Yeah, really nice. And certainly something that we've we've been
Oh, sorry. So it's certainly something that we've been talking about for a long time
and trying to get people to understand the vision of how we're building out this foundation first and
allowing other external builders to build on top of them with composability at the heart of
everything that we're doing. And yeah, like you said, it's very exciting to see that certainly
come into fruition now. I realize in the interest of time, we've actually got one minute
left. So we can't really take any questions either. But I just wanted to say, of course,
massive thank you to everyone who joined us today. But really a massive thank you as well
to helix for organizing this with us and for jumping on with us today. It's been a really
interesting conversation to hear from the perspective really of two different, you know,
massive titans in the on chain or the book sector. As I said, 2023 was a massive year
for both Felix and Finn with liquidity volumes, almost every single measurable statistic really
growing exponentially.

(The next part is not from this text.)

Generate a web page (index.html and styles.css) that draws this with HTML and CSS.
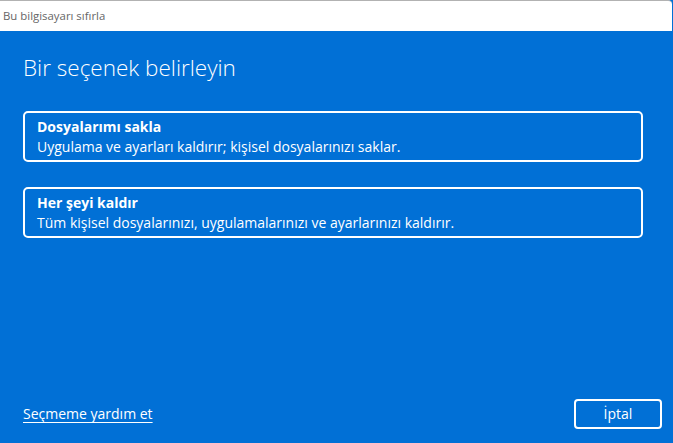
FILE: index.html
```html
<!DOCTYPE html>
<html lang="tr">
<head>
<meta charset="utf-8">
<title>Bu bilgisayarı sıfırla</title>
<link rel="stylesheet" href="styles.css">
</head>
<body>
<div class="window">
  <header class="titlebar">
    <span class="titlebar-text">Bu bilgisayarı sıfırla</span>
  </header>
  <main class="content">
    <h1 class="heading">Bir seçenek belirleyin</h1>
    <div class="options">
      <button class="option" type="button">
        <span class="option-title">Dosyalarımı sakla</span>
        <span class="option-desc">Uygulama ve ayarları kaldırır; kişisel dosyalarınızı saklar.</span>
      </button>
      <button class="option" type="button">
        <span class="option-title">Her şeyi kaldır</span>
        <span class="option-desc">Tüm kişisel dosyalarınızı, uygulamalarınızı ve ayarlarınızı kaldırır.</span>
      </button>
    </div>
  </main>
  <footer class="footer">
    <a class="help-link" href="#">Seçmeme yardım et</a>
    <button class="cancel" type="button">İptal</button>
  </footer>
</div>
</body>
</html>
```
FILE: styles.css
```css
html, body {
  margin: 0;
  padding: 0;
  height: 100%;
}
body {
  font-family: "Open Sans", "Noto Sans", sans-serif;
  background: #0170d6;
  color: #fff;
}
.window {
  height: 100%;
  display: flex;
  flex-direction: column;
}
.titlebar {
  box-sizing: border-box;
  height: 31px;
  background: #fff;
  border-top: 1px solid #b2b2b2;
  border-top-right-radius: 4px;
  display: flex;
  align-items: center;
  padding: 0 0 0 3px;
  margin-right: 1px;
}
.titlebar-text {
  font-size: 11.4px;
  line-height: 16px;
  color: #666;
  margin-top: -1px;
}
.content {
  flex: 1;
  padding: 22px 30px 0 23px;
}
.heading {
  margin: 0;
  font-size: 22.5px;
  font-weight: 300;
  line-height: 30px;
}
.options {
  margin-top: 28px;
  display: flex;
  flex-direction: column;
  gap: 25px;
}
.option {
  display: flex;
  flex-direction: column;
  align-items: flex-start;
  text-align: left;
  background: transparent;
  border: 2px solid #fff;
  border-radius: 5px;
  padding: 4px 12px 3px;
  color: #fff;
  font-family: inherit;
  font-size: 14px;
  line-height: 20px;
  cursor: pointer;
}
.option-title {
  font-weight: 700;
}
.option-desc {
  font-weight: 400;
}
.footer {
  display: flex;
  align-items: center;
  justify-content: space-between;
  padding: 0 11px 14px 23px;
}
.help-link {
  color: #fff;
  font-size: 14px;
  line-height: 20px;
  text-decoration: underline;
  text-decoration-thickness: 1px;
  text-underline-offset: 3px;
}
.cancel {
  box-sizing: border-box;
  width: 88px;
  height: 30px;
  background: transparent;
  border: 2px solid #fff;
  border-radius: 4px;
  color: #fff;
  font-family: inherit;
  font-size: 14px;
  line-height: 20px;
  padding: 0;
  cursor: pointer;
}
```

So I'm personally very excited to pick up this conversation and perhaps
another six months and just to see where we are and see how we've we've acted upon these
these longer term goals that we've got. But I think let's just leave it here. Thank you again
to to helix. And that's that's it for me. I just wanted everyone else to say that
that goodbyes and more when the spaces but yeah, thank you very much. Thanks guys. And
thanks for making this happen. It was an absolute pleasure and looking forward to all
the collaboration together in 2024. We're done. Thank you. Cheers.
Yeah, yeah. Likewise. Thank you. Thanks.